§ EXERCISE DESCRIPTION:
Work out the number of lines with "styles" in them. Reply with that number and no other words.

§ DATASET EXTRACT:
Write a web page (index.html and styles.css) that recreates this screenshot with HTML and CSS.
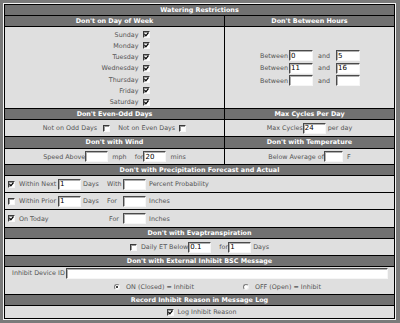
FILE: index.html
```html
<!DOCTYPE html>
<html lang="en">
<head>
    <meta charset="UTF-8">
    <title>Watering Restrictions</title>
    <link rel="stylesheet" href="styles.css">
</head>
<body>

    <div class="frame">
        <div class="sheet">

            <div class="hdr full">Watering Restrictions</div>

            <div class="hdr">Don't on Day of Week</div>
            <div class="hdr">Don't Between Hours</div>

            <div class="cell days">
                <div class="day_list">
                    <span>Sunday</span><span class="cb on"><svg viewBox="0 0 5 5"><path d="M0.6 2.2 L1.9 3.8 L4.4 0.6"/></svg></span>
                    <span>Monday</span><span class="cb on"><svg viewBox="0 0 5 5"><path d="M0.6 2.2 L1.9 3.8 L4.4 0.6"/></svg></span>
                    <span>Tuesday</span><span class="cb on"><svg viewBox="0 0 5 5"><path d="M0.6 2.2 L1.9 3.8 L4.4 0.6"/></svg></span>
                    <span>Wednesday</span><span class="cb on"><svg viewBox="0 0 5 5"><path d="M0.6 2.2 L1.9 3.8 L4.4 0.6"/></svg></span>
                    <span>Thursday</span><span class="cb on"><svg viewBox="0 0 5 5"><path d="M0.6 2.2 L1.9 3.8 L4.4 0.6"/></svg></span>
                    <span>Friday</span><span class="cb on"><svg viewBox="0 0 5 5"><path d="M0.6 2.2 L1.9 3.8 L4.4 0.6"/></svg></span>
                    <span>Saturday</span><span class="cb on"><svg viewBox="0 0 5 5"><path d="M0.6 2.2 L1.9 3.8 L4.4 0.6"/></svg></span>
                </div>
            </div>

            <div class="cell hours_cell">
                <div class="hours">
                    <span>Between</span><input type="text" value="0"><span>and</span><input type="text" value="5">
                    <span>Between</span><input type="text" value="11"><span>and</span><input type="text" value="16">
                    <span>Between</span><input type="text" value=""><span>and</span><input type="text" value="">
                </div>
            </div>

            <div class="hdr">Don't Even-Odd Days</div>
            <div class="hdr">Max Cycles Per Day</div>

            <div class="cell line">
                <span>Not on Odd Days</span><span class="cb gap_l"></span>
                <span class="gap_xl">Not on Even Days</span><span class="cb gap_m"></span>
            </div>
            <div class="cell line">
                <span>Max Cycles</span><input type="text" class="gap_m" value="24"><span class="gap_s">per day</span>
            </div>

            <div class="hdr">Don't with Wind</div>
            <div class="hdr">Don't with Temperature</div>

            <div class="cell line">
                <span>Speed Above</span><input type="text" class="gap_s" value="">
                <span class="gap_m">mph</span><span class="gap_xl">for</span>
                <input type="text" class="gap_s" value="20"><span class="gap_m">mins</span>
            </div>
            <div class="cell line">
                <span>Below Average of</span><input type="text" class="narrow gap_s" value=""><span class="gap_m">F</span>
            </div>

            <div class="hdr full">Don't with Precipitation Forecast and Actual</div>

            <div class="cell full precip">
                <span class="cb on"><svg viewBox="0 0 5 5"><path d="M0.6 2.2 L1.9 3.8 L4.4 0.6"/></svg></span>
                <span>Within Next</span><input type="text" value="1">
                <span>Days</span><span>With</span><input type="text" value="">
                <span>Percent Probability</span>
            </div>
            <div class="cell full precip">
                <span class="cb"></span>
                <span>Within Prior</span><input type="text" value="1">
                <span>Days</span><span>For</span><input type="text" value="">
                <span>Inches</span>
            </div>
            <div class="cell full precip">
                <span class="cb on"><svg viewBox="0 0 5 5"><path d="M0.6 2.2 L1.9 3.8 L4.4 0.6"/></svg></span>
                <span class="span3">On Today</span>
                <span class="shift">For</span><input type="text" value="">
                <span>Inches</span>
            </div>

            <div class="hdr full">Don't with Evaptranspiration</div>

            <div class="cell full line">
                <span class="cb"></span><span class="gap_m">Daily ET Below</span>
                <input type="text" class="gap_l" value="0.1"><span class="gap_xl">for</span>
                <input type="text" class="gap_s" value="1"><span class="gap_s">Days</span>
            </div>

            <div class="hdr full">Don't with External Inhibit BSC Message</div>

            <div class="cell full device">
                <div class="device_row">
                    <span>Inhibit Device ID</span><input type="text" class="wide" value="">
                </div>
                <div class="radio_row">
                    <span class="rb on"></span><span class="gap_l">ON (Closed) = Inhibit</span>
                    <span class="rb radio_gap"></span><span class="gap_l">OFF (Open) = Inhibit</span>
                </div>
            </div>

            <div class="hdr full">Record Inhibit Reason in Message Log</div>

            <div class="cell full line log">
                <span class="cb on"><svg viewBox="0 0 5 5"><path d="M0.6 2.2 L1.9 3.8 L4.4 0.6"/></svg></span><span class="gap_m">Log Inhibit Reason</span>
            </div>

        </div>
    </div>

</body>
</html>
```

FILE: styles.css
```css
html, body {
    margin: 0;
    height: 323px;
    overflow: hidden;
    background: #7a7a7a;
}

body {
    font-family: 'DejaVu Sans', Verdana, sans-serif;
    font-size: 6.4px;
    color: #555;
}

.frame {
    margin: 3px 4px 3px 3px;
    border: 1px solid #f4f4f4;
}

.sheet {
    display: grid;
    grid-template-columns: 219px 169px;
    grid-template-rows: 10px 10px 81px 10px 16px 11px 15px 10px 16px 16px 17px 10px 16px 10px 27px 10px 12px;
    gap: 1px;
    padding: 1px;
    background: #000;
}

.full {
    grid-column: 1 / 3;
}

.hdr {
    background: #717171;
    color: #fff;
    font-weight: bold;
    display: flex;
    align-items: center;
    justify-content: center;
    line-height: 1;
}

.cell {
    background: #dfdfdf;
}

/* checkbox / radio / field look of the old forms */
.cb {
    display: inline-block;
    box-sizing: border-box;
    width: 7px;
    height: 7px;
    background: #fff;
    border-top: 1px solid #3a3a3a;
    border-left: 1px solid #3a3a3a;
    border-right: 1px solid #f8f8f8;
    border-bottom: 1px solid #f8f8f8;
    box-shadow: inset 1px 1px 0 #9a9a9a;
}

.cb svg {
    display: block;
    width: 5px;
    height: 5px;
}

.cb path {
    fill: none;
    stroke: #000;
    stroke-width: 1.3;
}

.rb {
    display: inline-block;
    box-sizing: border-box;
    width: 6px;
    height: 6px;
    border-radius: 50%;
    background: #fff;
    border: 1px solid #7a7a7a;
    border-right-color: #f0f0f0;
    border-bottom-color: #f0f0f0;
    position: relative;
}

.rb.on::after {
    content: "";
    position: absolute;
    left: 1px;
    top: 1px;
    width: 2px;
    height: 2px;
    border-radius: 50%;
    background: #000;
}

input[type="text"] {
    box-sizing: border-box;
    width: 23px;
    height: 11px;
    margin: 0;
    padding: 0 1px;
    font-family: 'DejaVu Sans', Verdana, sans-serif;
    font-size: 7px;
    color: #000;
    background: #fff;
    border-top: 1px solid #4a4a4a;
    border-left: 1px solid #4a4a4a;
    border-right: 1px solid #f6f6f6;
    border-bottom: 1px solid #f6f6f6;
    box-shadow: inset 1px 1px 0 #b0b0b0;
    outline: none;
}

input.narrow {
    width: 19px;
}

input.wide {
    flex: 1;
    width: auto;
    margin-left: 1px;
    margin-right: 6px;
}

.gap_s { margin-left: 2px; }
.gap_m { margin-left: 4px; }
.gap_l { margin-left: 6px; }
.gap_xl { margin-left: 8px; }

.line {
    display: flex;
    align-items: center;
    justify-content: center;
}

/* day of week */
.days {
    display: flex;
    justify-content: center;
    padding-left: 22px;
}

.day_list {
    display: grid;
    grid-template-columns: auto 7px;
    grid-auto-rows: 11.25px;
    column-gap: 4px;
    align-items: center;
    justify-items: end;
    margin-top: 2px;
}

/* between hours */
.hours_cell {
    display: flex;
    align-items: center;
    justify-content: center;
}

.hours {
    display: grid;
    grid-template-columns: auto 24px auto 23px;
    grid-auto-rows: 12.5px;
    align-items: center;
    column-gap: 1px;
    margin-top: 1px;
}

.hours input[type="text"] {
    width: 24px;
}

.hours span:nth-child(4n+3) {
    margin: 0 5px 0 4px;
}

/* precipitation rows */
.precip {
    display: grid;
    grid-template-columns: 11px 39px 25px 24px 16px 26px auto;
    align-items: center;
    padding-left: 3px;
}

.span3 {
    grid-column: 2 / 5;
}

.shift {
    padding-left: 2px;
}

/* external inhibit */
.device {
    display: flex;
    flex-direction: column;
}

.device_row {
    display: flex;
    align-items: center;
    height: 12px;
    padding-left: 7px;
}

.radio_row {
    display: flex;
    align-items: center;
    justify-content: center;
    flex: 1;
    padding-left: 36px;
}

.radio_gap {
    margin-left: 49px;
}

.log {
    padding-left: 4px;
}
```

§ RESPONSE FOR THIS EXERCISE:
3